Often, we hear the phrase “time under tension” (or “TUT” for short) applied to exercise.
Spoken in the context of strength gains and muscle growth, it pervades fitness culture, and you’ll be hard-pressed to find an “evidence-based” trainer who doesn’t make sure to toss this phrase around from time to time. And why not? After all, popular personalities in the fitness world have established “mechanical tension” as part of the holy trinity of stimuli for muscle growth.
For now, I’ll spare the reader my personal thoughts on this assumption and its implications.
So what is it, exactly? Broadly speaking, trainers and exercise science nerds use “time under tension” to describe the amount of time that a muscle is working during a given rep, set, or entire workout. So the convention would be that, if you lifted a weight for a 10-rep set with each rep lasting 4 seconds, the time under tension (or “TUT”) for that set would be 40 seconds. If you did that for 6 sets, that’d be 240 seconds (or 4 minutes).
You can see how this might be a way of getting some reasonable idea of the cumulative stress you’ve put on a muscle. And stress, as we know, is needed to stimulate adaptation. So this is a good thing, right?
Not so fast.
While this method of calculating mechanical loads on the muscle is convenient and can give us some quick idea of what kinds of loads we might be putting on the muscle, it’s FAR from a complete picture. The first thing we need to realize is that comparisons of TUT do not necessarily account for the *amount* of force actually being generated (grossly by the entire limb, much less by an individual muscle). How much weight was being lifted? How much resistance were the muscles actually dealing with? I hope it makes sense, then, that two apparently similar “times under tension” could actually be quite different – even if the movements look the same.
Secondly, the entire concept of TUT is underpinned by the assumption that force output from a muscle (or group of muscles) is constant enough throughout the rep for the total time of that rep to have any meaning. This is NOT necessarily true. If you attempt to measure muscle activity via EMG, you’ll find that even movements that appear quite smooth from the outside can have widely varying muscle activation patterns. For example, spike So what’s this mean?
The usefulness of “Time Under Tension” as a measure depends on your ability to
control the actual loads on the muscle!
So to make an apples-to-apples comparison between sets, the tension generated between sets must be similar. And by similar, I mean the following:
- Same muscle(s) experiencing the load – if you’re trying to get one muscle to grow, you shoot yourself in the foot when you shift the stress onto other muscles.

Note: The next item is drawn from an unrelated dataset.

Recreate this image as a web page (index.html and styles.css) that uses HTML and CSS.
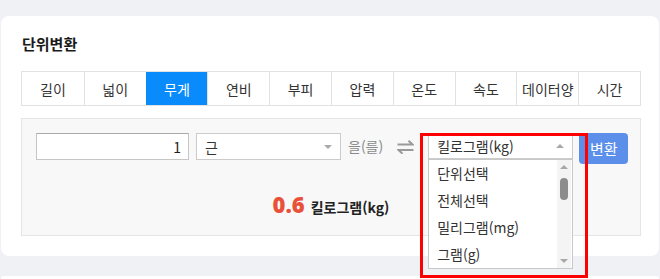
FILE: index.html
```html
<!DOCTYPE html>
<html lang="ko">
<head>
  <meta charset="UTF-8">
  <meta name="viewport" content="width=device-width, initial-scale=1">
  <title>단위변환</title>
  <link rel="stylesheet" href="styles.css">
</head>
<body>
  <section class="card">
    <h2 class="card-title">단위변환</h2>
    <nav class="tabs">
      <a href="#">길이</a>
      <a href="#">넓이</a>
      <a href="#" class="active">무게</a>
      <a href="#">연비</a>
      <a href="#">부피</a>
      <a href="#">압력</a>
      <a href="#">온도</a>
      <a href="#">속도</a>
      <a href="#">데이터양</a>
      <a href="#">시간</a>
    </nav>
    <div class="converter">
      <div class="row">
        <input class="num" type="text" value="1">
        <div class="pick from">
          <span>근</span>
          <i class="arrow down"></i>
        </div>
        <span class="josa">을(를)</span>
        <svg class="swap" width="17" height="14" viewBox="0 0 17 14">
          <path d="M0.5 4.5h15L11.5 0.8" fill="none" stroke="#9a9a9a" stroke-width="2"/>
          <path d="M16.5 10H1.5l4 3.7" fill="none" stroke="#9a9a9a" stroke-width="2"/>
        </svg>
        <div class="pick to">
          <span>킬로그램(kg)</span>
          <i class="arrow up"></i>
          <ul class="listbox">
            <li>단위선택</li>
            <li>전체선택</li>
            <li>밀리그램(mg)</li>
            <li>그램(g)</li>
          </ul>
          <div class="scroll">
            <i class="arrow up"></i>
            <b class="thumb"></b>
            <i class="arrow down"></i>
          </div>
        </div>
        <button class="btn">변환</button>
      </div>
      <p class="result"><strong>0.6</strong> 킬로그램(kg)</p>
    </div>
  </section>
  <section class="card next"></section>
  <div class="mark"></div>
</body>
</html>
```

FILE: styles.css
```css
body { margin: 0; background: #f0f1f5; font-family: "Noto Sans CJK KR", "Liberation Sans", sans-serif; color: #222; position: relative; }
.card { margin: 16px 1px 0; background: #fff; border-radius: 8px; padding: 16px 18px 20px 20px; }
.card.next { margin-top: 20px; height: 3px; padding: 0; border-radius: 8px 8px 0 0; }
.card-title { margin: 0 0 15px 1px; font-size: 15px; line-height: 24px; font-weight: 700; color: #1a1a1a; }
.tabs { display: grid; grid-template-columns: repeat(10, 1fr); height: 35px; border: 1px solid #e2e2e2; box-sizing: border-box; }
.tabs a { display: flex; align-items: center; justify-content: center; font-size: 14px; color: #333; text-decoration: none; border-left: 1px solid #e2e2e2; }
.tabs a:first-child { border-left: none; }
.tabs a.active { background: #0a8bfb; color: #fff; border-left-color: #0a8bfb; }
.converter { margin-top: 12px; height: 118px; box-sizing: border-box; border: 1px solid #e5e5e5; background: #f8f8f8; padding: 14px 14px 0; }
.row { display: flex; align-items: flex-start; }
.num { box-sizing: border-box; width: 153px; height: 27px; border: 1px solid #c6c6c6; border-top-color: #a9a9a9; text-align: right; font: 14px "Noto Sans CJK KR", sans-serif; padding: 0 7px; color: #222; margin: 0; flex: none; }
.pick { position: relative; flex: none; box-sizing: border-box; width: 145px; height: 27px; background: #fff; border: 1px solid #cbcbcb; display: flex; align-items: center; padding: 0 8px; font-size: 14px; color: #333; }
.pick.from { margin-left: 7px; padding-right: 8px; }
.pick.to { margin-left: 14px; height: 26px; }
.arrow { display: block; width: 0; height: 0; border-left: 4px solid transparent; border-right: 4px solid transparent; margin-left: auto; }
.arrow.down { border-top: 4px solid #a8a8a8; }
.arrow.up { border-bottom: 4px solid #a8a8a8; }
.josa { margin-left: 7px; line-height: 27px; font-size: 14px; color: #8a8a8a; white-space: nowrap; flex: none; }
.swap { margin: 7px 0 0 14px; flex: none; }
.listbox { position: absolute; left: -1px; top: 25px; width: 145px; margin: 0; padding: 0; list-style: none; box-sizing: border-box; height: 110px; background: #fff; border: 1px solid #c8c8c8; z-index: 2; }
.listbox li { height: 27px; line-height: 27px; padding-left: 8px; font-size: 14px; color: #333; }
.scroll { position: absolute; right: 1px; top: 26px; height: 108px; width: 14px; background: #f4f4f4; display: flex; flex-direction: column; align-items: center; padding: 5px 0; box-sizing: border-box; z-index: 3; }
.scroll .arrow { margin: 0; }
.scroll .arrow.down { margin-top: auto; }
.thumb { display: block; width: 8px; height: 22px; border-radius: 4px; background: #8c8c8c; margin-top: 9px; }
.btn { margin-left: 6px; flex: none; width: 49px; height: 31px; border: none; border-radius: 4px; background: #5b8fea; color: #fff; font: 15px "Noto Sans CJK KR", sans-serif; padding: 0; }
.result { margin: 25px 0 0; text-align: center; font-size: 14px; font-weight: 700; line-height: 30px; color: #222; }
.result strong { font-family: "Open Sans", "Liberation Sans", sans-serif; font-size: 22px; color: #e9503a; margin-right: 2px; }
.mark { position: absolute; left: 420px; top: 133px; width: 168px; height: 145px; box-sizing: border-box; border: 3px solid #f00; z-index: 5; }
```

- Same (or as close as possible) tension generated by the desired muscle(s) – If you’re pulling with 100 pounds of force during one rep and only 50 pounds during another, it stands to reason that those two reps might not “feel” the same to the metabolic machinery of the muscle.

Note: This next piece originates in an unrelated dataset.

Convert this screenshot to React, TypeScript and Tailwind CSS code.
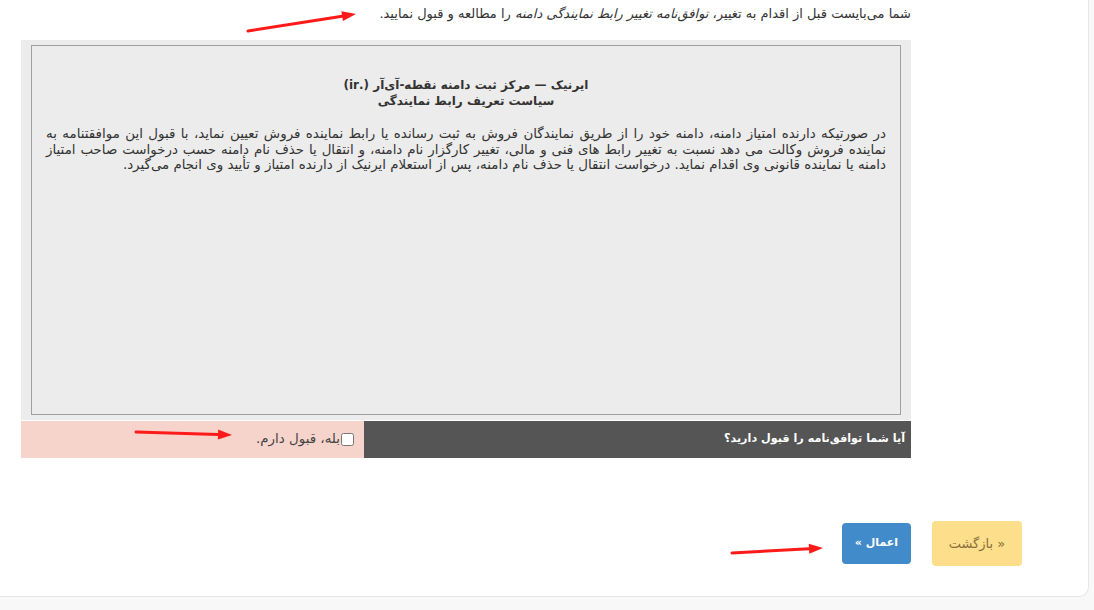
import React from 'react'

const font = { fontFamily: '"DejaVu Sans", Tahoma, sans-serif' }

function Arrow({ x1, y1, x2, y2 }: { x1: number; y1: number; x2: number; y2: number }) {
  const a = Math.atan2(y2 - y1, x2 - x1)
  const len = 14
  const w = 5
  const bx = x2 - Math.cos(a) * len
  const by = y2 - Math.sin(a) * len
  const px = -Math.sin(a) * w
  const py = Math.cos(a) * w
  return (
    <g>
      <line x1={x1} y1={y1} x2={bx} y2={by} stroke="#ff1a1a" strokeWidth={3} strokeLinecap="round" />
      <polygon points={`${x2},${y2} ${bx + px},${by + py} ${bx - px},${by - py}`} fill="#ff1a1a" />
    </g>
  )
}

export default function App() {
  return (
    <div className="relative min-h-screen bg-[#f8f8f8]" style={font}>
      {/* Card */}
      <div className="w-[1089px] h-[597px] bg-white border-r border-b border-[#e6e6e6] rounded-br-[10px]">
        <div dir="rtl" className="w-[890px] ml-[21px] pt-[6px]">
          <p className="text-[13px] leading-[16px] text-[#333] h-[34px]">
            شما می‌بایست قبل از اقدام به تغییر، <i>توافق‌نامه تغییر رابط نمایندگی دامنه</i> را مطالعه و قبول نمایید.
          </p>

          <div className="bg-[#ececec] px-[10px] py-[5px]">
            <div className="h-[370px] border border-[#a0a0a0] px-[14px] pt-[31px] text-[#333]">
              <div className="text-center font-bold text-[12px] leading-[16px]">
                <div>ایرنیک — مرکز ثبت دامنه نقطه-آی‌آر (.ir)</div>
                <div>سیاست تعریف رابط نمایندگی</div>
              </div>
              <div className="mt-[17px] text-[13.4px] leading-[15.5px]">
                <div className="text-justify [text-align-last:justify] whitespace-nowrap">
                  در صورتیکه دارنده امتیاز دامنه، دامنه خود را از طریق نمایندگان فروش به ثبت رسانده یا رابط نماینده فروش تعیین نماید، با قبول این موافقتنامه به
                </div>
                <div className="text-justify [text-align-last:justify] whitespace-nowrap">
                  نماینده فروش وکالت می دهد نسبت به تغییر رابط های فنی و مالی، تغییر کارگزار نام دامنه، و انتقال یا حذف نام دامنه حسب درخواست صاحب امتیاز
                </div>
                <div className="whitespace-nowrap">
                  دامنه یا نماینده قانونی وی اقدام نماید. درخواست انتقال یا حذف نام دامنه، پس از استعلام ایرنیک از دارنده امتیاز و تأیید وی انجام می‌گیرد.
                </div>
              </div>
            </div>
          </div>

          <div className="mt-px flex h-[37px]">
            <div className="w-[547px] bg-[#555555] text-white font-bold text-[11.2px] flex items-center pr-[6px]">
              آیا شما توافق‌نامه را قبول دارید؟
            </div>
            <label className="flex-1 bg-[#f6d4cb] text-[#444] text-[13.4px] flex items-center pr-[10px]">
              <input type="checkbox" className="w-[13px] h-[13px] m-0 ml-px" />
              بله، قبول دارم.
            </label>
          </div>
        </div>

        <div className="flex justify-end items-center gap-[21px] pr-[66px] mt-[63px]">
          <button dir="rtl" className="w-[69px] h-[41px] rounded-[4px] bg-[#428bca] text-white font-bold text-[11px]">
            اعمال »
          </button>
          <button dir="rtl" className="w-[90px] h-[45px] rounded-[4px] bg-[#fddf8b] text-[#8a6d3b] text-[13px]">
            « بازگشت
          </button>
        </div>
      </div>

      {/* annotation arrows */}
      <svg className="absolute left-0 top-0 pointer-events-none" width={1094} height={610}>
        <Arrow x1={248} y1={31} x2={356} y2={14} />
        <Arrow x1={136} y1={432} x2={232} y2={435} />
        <Arrow x1={732} y1={553} x2={823} y2={548} />
      </svg>
    </div>
  )
}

- Same range of motion – Not only is the tension a muscle generates or experiences important – the length at which the muscle experiences said tension is a factor as well. The mechanics of muscle contraction will be affected by the length of the muscle (as this affects its ability to generate force and thus how hard that 10, 50, or 100 pounds might be for the muscle).
AND A BONUS!
- Same/similar cadence for the exercise – When you vary the speed of an exercise, it can often cause your brain to use a different strategy for accomplishing that movement. This could mean different patterns of muscle recruitment, wildly different forces experienced by the working tissues (muscles, joints, connective tissues, etc.), and likely differences in the ranges/lengths the muscle gets exposed to (which can in turn affect the stimulus on the muscle). So if you greatly vary the speed of the exercise, there’s a good chance that you’re affecting at least one of the first three points in this list.
So what does this ultimately mean? Is TUT useless? Should we stop trying to measure or account for it?
Not at all!
We just have to realize that there are some things we need to keep in mind if we want to try to track how much mechanical stress we’ve actually put on the muscle (and thus get some idea of how much of a stimulus for adaptation we might be giving it). And the best way to accomplish this is simply to keep your form as consistent as possible!
This should be a goal anyway, as exercising a high amount of control over your exercises is likely to minimize injury risk and also make it easier to control for the other factors that drive muscle adaptation (including metabolic stress and damage/trauma to the tissue). Those factors are subjects for another day, but rest assured that they play a role.
So if we want to talk about tension, we must develop a deep understanding of what it is and master its use. This takes time. It takes practice. It takes ongoing study and refinement of one’s thought process and technique.
Because there’s much more under the surface than we might first have realized.